8. Enjoy A Long, Slow Lunch on La Rambla de la Llibertat
We walked all over the old town before stopping for lunch at La Tasca on La Rambla de la Llibertat. La Rambla de la Llibertat was originally a wide market street but now is lined with restaurants and cafes all with tables outside on the pavement under an arbor of trees. It is gorgeous.
It may have been that it was low tourist season, but everywhere we looked it was mostly locals at all the restaurants, which is always a good sign! All were enjoying a long, slow, Catalan lunch, so we did the same.
We were there on my birthday, so in it’s own way it was extra special. To me anyway.
We had Iberian ham and cheeses, local bread from the bakery across the street, Catalan escargots and a spicy bowl of patates bravas, along with a really incredible local wine and some coffee.
It was a Sunday afternoon and a local band was playing Catalan folk music at the far end of La Rambla with the town’s old folks all dancing. It actually felt as though we were extras in a movie. Definitely block off time to enjoy a long lunch in Girona!
9. Kiss The Lion’s Bum
Much like rubbing the Cinghiale’s nose guarantees you will come back to Florence, Girona has its own statue that promises you a return trip. This time instead of a nose rub you need to do some butt kissing.
“Qui besa el cul de la lleona retorna a Girona”
“Whoever kisses the ass of the lion will return to Girona”
First you have to find the statue of the lioness in the Placa de Sant Feliu. It could be argued that she is scampering up the pole to get away from tourist lips, but legend has it that if you climb the specially placed steps and plant a big smooch on her derriere you are guaranteed to come back to Girona.
This town is so completely lovely I just had to kiss the lion’s bum!
The original Romanesque pole and lion were erected in the 12th century. As time passed and legend was created the lion became a lioness. The original statue is in Girona’s Museum of Art, the current statue being erected in 1986.
10. Drink Cava in Plaça Indepencia
My original plan had been to stay at least one night in Girona, but I had to cut the trip short, so ended up just making a day trip.
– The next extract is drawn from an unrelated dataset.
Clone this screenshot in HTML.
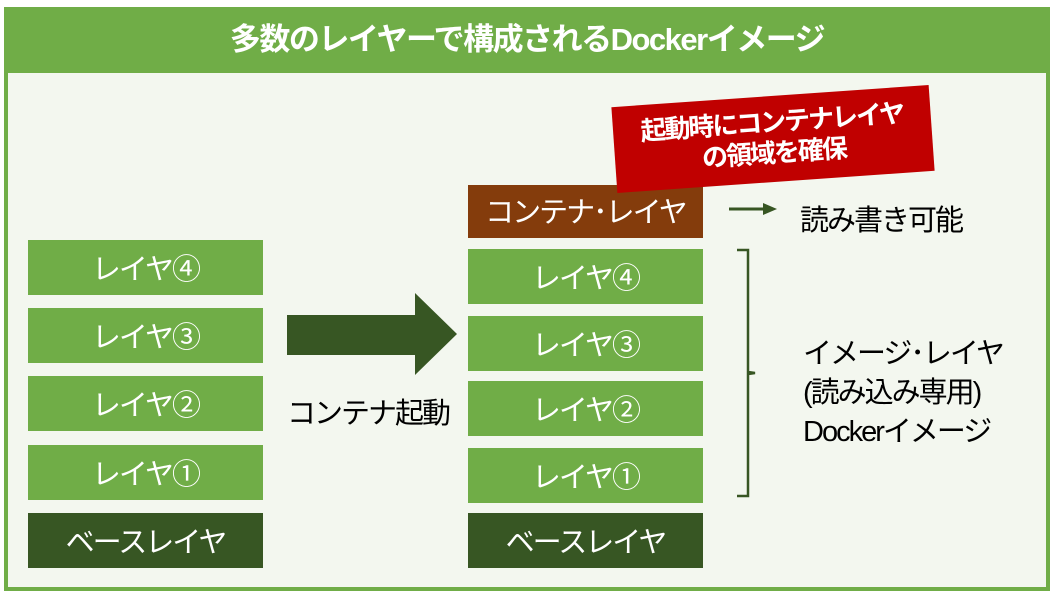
<!DOCTYPE html>
<html><head><meta charset="utf-8"><style>
*{margin:0;padding:0;box-sizing:border-box}
body{width:1055px;height:597px;background:#fff;position:relative;overflow:hidden;font-family:"Liberation Sans","Noto Sans CJK JP",sans-serif}
.frame{position:absolute;left:4px;top:7px;width:1046px;height:584px;border:4px solid #70ad47;background:#f3f7ef}
.hdr{position:absolute;left:4px;top:7px;width:1046px;height:66px;background:#70ad47;color:#fff;font-weight:bold;font-size:31px;text-align:center;line-height:66px;letter-spacing:-1.5px}
.b{position:absolute;width:235px;height:55px;color:#fff;font-size:29px;text-align:center;line-height:61px;background:#70ad47;letter-spacing:-2px}
.d{background:#375623}
.br{background:#843c0c}
.t{position:absolute;color:#000;font-size:29px;white-space:nowrap;letter-spacing:-2px}
</style></head><body>
<div class="frame"></div>
<div class="hdr">多数のレイヤーで構成されるDockerイメージ</div>

<div class="b" style="left:28px;top:240px">レイヤ④</div>
<div class="b" style="left:28px;top:308px">レイヤ③</div>
<div class="b" style="left:28px;top:376px">レイヤ②</div>
<div class="b" style="left:28px;top:445px">レイヤ①</div>
<div class="b d" style="left:28px;top:513px">ベースレイヤ</div>

<div class="b br" style="left:468px;top:185px;height:53px;line-height:57px">コンテナ･レイヤ</div>
<div class="b" style="left:468px;top:249px">レイヤ④</div>
<div class="b" style="left:468px;top:316px">レイヤ③</div>
<div class="b" style="left:468px;top:381px">レイヤ②</div>
<div class="b" style="left:468px;top:448px">レイヤ①</div>
<div class="b d" style="left:468px;top:513px">ベースレイヤ</div>

<svg style="position:absolute;left:0;top:0" width="1055" height="597">
<polygon points="287,315 415,315 415,293 457,334 415,375 415,355 287,355" fill="#375623"/>
<line x1="729" y1="209" x2="765" y2="209" stroke="#375623" stroke-width="3"/>
<polygon points="763,203 777,209 763,215" fill="#375623"/>
<path d="M737,250 H748 V372 L755,373 L748,374 V496 H737" fill="none" stroke="#375623" stroke-width="2.5"/>
</svg>

<div class="t" style="left:287px;top:390px">コンテナ起動</div>
<div class="t" style="left:800px;top:197px">読み書き可能</div>
<div class="t" style="left:803px;top:335px;line-height:39px">イメージ･レイヤ<br>(読み込み専用)<br>Dockerイメージ</div>

<div style="position:absolute;left:614px;top:96px;width:318px;height:86px;background:#c00000;transform:rotate(-4deg);color:#fff;font-weight:bold;font-size:26px;line-height:31px;text-align:center;padding-top:11px;letter-spacing:-2px">起動時にコンテナレイヤ<br>の領域を確保</div>
</body></html>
In my overnight plan I was going to end the day in Plaça Indepencia, sipping cava as the sun went down, and maybe starting the next day back there for coffee.
This plaça is so pretty with a slightly shabby old world charm. We did manage to end the day in Girona sitting at an outdoor café (next to a heat lamp – it was freezing out!) with a crisp, bubbly glass of local cava. It was one of those glorious travel experiences that becomes a defining travel memory. The view was so lovely, the atmosphere was perfect.
It was December so the center of the Plaça was full of Christmas market stalls and local families wandering and stopping for a late afternoon coffee or glass of wine.
I really hope that you will take the time to visit Girona, if not for a few days then at least for a day trip from Barcelona.
You can get to Girona by train from the Barcelona Sants station. The regular train takes 54 minutes and the fast train takes 38 minutes. There are 24 trains per day from Barcelona to Girona.